Представления о зооморфном облике «чужого» бога или «чужих» святых широко распространены в регионах этнокультурных контактов, составляя один из наиболее устойчивых стереотипов относительно «чужой» культуры. В Подолии, например, бытовали рассказы о явлении «еврейского бога» в виде некоего звероподобного существа (см. подробнее гл. 5). Польские песни упоминают «жидовского бога без одного рога» (Lud 1896/2: 347), что также отсылает нас к демонологическим представлениям, связанным с религией «чужаков»; ср. рус. бог с рогами, ангел с рожками ‘черт’.

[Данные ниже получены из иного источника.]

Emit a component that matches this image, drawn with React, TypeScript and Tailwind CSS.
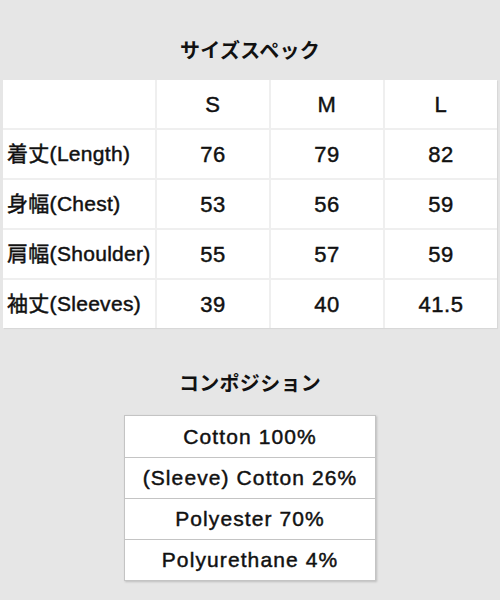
const sizes = ['S', 'M', 'L']

const rows = [
  { label: '着丈(Length)', values: ['76', '79', '82'] },
  { label: '身幅(Chest)', values: ['53', '56', '59'] },
  { label: '肩幅(Shoulder)', values: ['55', '57', '59'] },
  { label: '袖丈(Sleeves)', values: ['39', '40', '41.5'] },
]

const composition = ['Cotton 100%', '(Sleeve) Cotton 26%', 'Polyester 70%', 'Polyurethane 4%']

const font = "font-['Liberation_Sans','Noto_Sans_CJK_JP',sans-serif]"

function Heading({ children }: { children: string }) {
  return (
    <h2 className="h-7 text-center text-[20px] leading-7 font-bold text-[#111] tracking-[0.3px] font-['Noto_Sans_CJK_JP',sans-serif]">
      {children}
    </h2>
  )
}

export default function App() {
  return (
    <div className={`w-[500px] h-[600px] bg-[#e6e6e6] text-[#111] [-webkit-text-stroke:0.45px_#111] ${font}`}>
      <div className="pt-[36px] [-webkit-text-stroke:0]">
        <Heading>サイズスペック</Heading>
      </div>

      <div className="mx-[3px] mt-[16px] grid grid-cols-[152px_112px_112px_1fr] gap-[2px] bg-[#efefef] shadow-[1px_1px_1px_rgba(0,0,0,0.06)]">
        <div className="h-[48px] bg-white" />
        {sizes.map((s) => (
          <div key={s} className="h-[48px] bg-white flex items-center justify-center text-[22px] tracking-[0.6px]">
            {s}
          </div>
        ))}
        {rows.map((r) => (
          <>
            <div key={r.label} className="h-[48px] bg-white flex items-center pl-[4px] text-[21px] whitespace-nowrap tracking-[0.3px]">
              {r.label}
            </div>
            {r.values.map((v, i) => (
              <div key={r.label + i} className="h-[48px] bg-white flex items-center justify-center text-[22px] tracking-[0.6px]">
                {v}
              </div>
            ))}
          </>
        ))}
      </div>

      <div className="mt-[41px] [-webkit-text-stroke:0]">
        <Heading>コンポジション</Heading>
      </div>

      <div className="mx-auto mt-[18px] w-[252px] border border-[#c4c4c4] bg-white shadow-[1px_1px_2px_rgba(0,0,0,0.18)]">
        {composition.map((c, i) => (
          <div
            key={c}
            className={`h-[41px] flex items-center justify-center text-[21px] tracking-[1.1px] whitespace-nowrap ${i > 0 ? 'border-t border-[#c4c4c4]' : ''}`}
          >
            {c}
          </div>
        ))}
      </div>
    </div>
  )
}
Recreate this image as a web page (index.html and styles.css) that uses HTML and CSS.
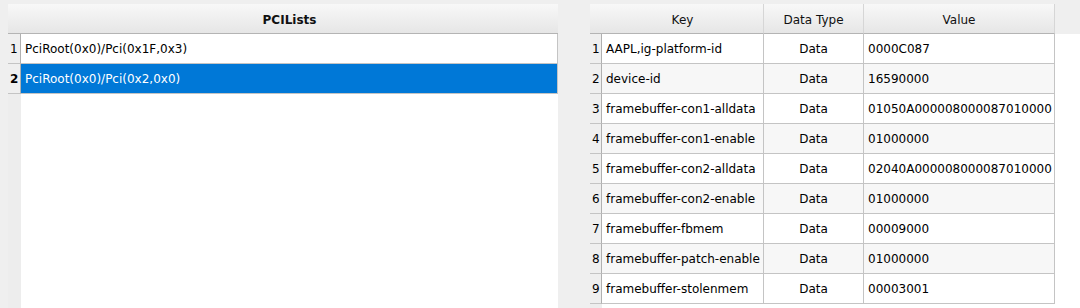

В рассказах о том, как выглядели объекты культового поклонения евреев, проявляется одна общая черта – рассказчики постоянно апеллируют к опыту «своей» традиции, пытаясь описать элементы «чужого» культа в привычных и знакомых им терминах. В первую очередь отмечается отсутствие икон, но от этого в синагоге было не менее красиво:
«Синагога була, я помню, двухэтажна, дуже красива выделка <…> Синагога дуже красива була. Ходыла я в суботу свичкы гаситы. “Юзя, иды свичкы погаси, тоби можно”. В суботу. Лихтари [светильники. – О.Б., В.П.] були покрашены. Дэсять божьих заповедей було там… Таблыця Мойсея була. Но Мати Божьей и Исуса Христа не було. Христа нигдэ там не булo» (Ю.С. Резник, 1929 г.р., Мурафа, Шаргородский р-н Винницкой обл., 2001, зап. О.В. Белова, В.Я. Петрухин).